During my decade as an administrator, I've experienced many unique perspectives on the observation process. Most of my teacher colleagues fall into one of the following three categories: (1) excited for the visit, (2) dreading the visit, or (3) extremely cautious of the visit. Given that I fell into the first category, I at times struggle with understanding a teacher's reaction to the observation that falls under category 2 or 3. No matter how many times I reassure one of my category 2 or 3 teachers that the observation will be a fun experience, I'm repeatedly told at the sickness and stress these staff members experience in the days leading up to the classroom observation. If you are one of these teachers at any school, please allow me to share with you my sincere goal as the site administrator in scheduling and proceeding through the observation process.
To me, the classroom observation is an opportunity to celebrate the amazing work you're doing in the classroom. Our administrative schedules are quite busy, just as your classroom days are. The chance to spend a class period with you and your students is a mandated blessing. I enter the experience with excitement and a welcomed, refreshing change from the oodles of paperwork and budget transfers that occupy the other parts of my day.
Throughout the observation itself, I watch the delivery of instruction by the classroom teacher but also closely follow how the students interact and adjust to the lesson. More often than not, our students are enthralled in the lesson and fully engaged in the magical journey their teacher has begun to share. When I see the dynamic methods of instruction by our teaching staff, I feel both dazzled and jealous of the hard work they've put into the successful delivery. Currently, at our middle school, we have teachers operating light years ahead of their Bay Area peers in creativity, delivery, and content. To be able to spend a class period with our students as they are confronted with rigorous learning opportunities is a blessing. The observation itself feels more like a formality at this point.
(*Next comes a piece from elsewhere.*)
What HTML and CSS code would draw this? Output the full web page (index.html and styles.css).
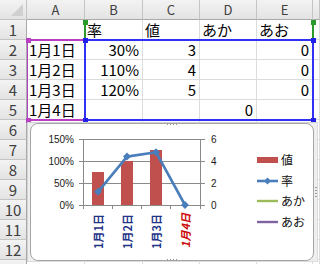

That said, my goal of every observation is to provide authentic, sincere feedback for the teacher on the successes they've presented and any areas of growth I've noticed. I am also aware of those colleagues who dread these visits and try my best to make the observation as effective and positive as possible. There is much to gain from the observation process; I don't believe in "gotcha" moments. I want to help provide reflection for our staff and allow them to self-select opportunities from the observation to grow.
Despite my best efforts, there are still a few staff members who stress heavily about the observation process. My hope is that, over time and through much trust, we work together to prove that these classroom visits are a positive growth opportunity for all of those involved. I feel we've made much progress, as a staff, toward this goal, but truthfully we still have a long way to go... and that's okay. I don't expect multiple decades of unfortunate observation experiences to be cured with my promises and words. Improving the observation relationship is something that takes many cycles to improve and it's a constant goal of mine to work toward. I think we're getting there.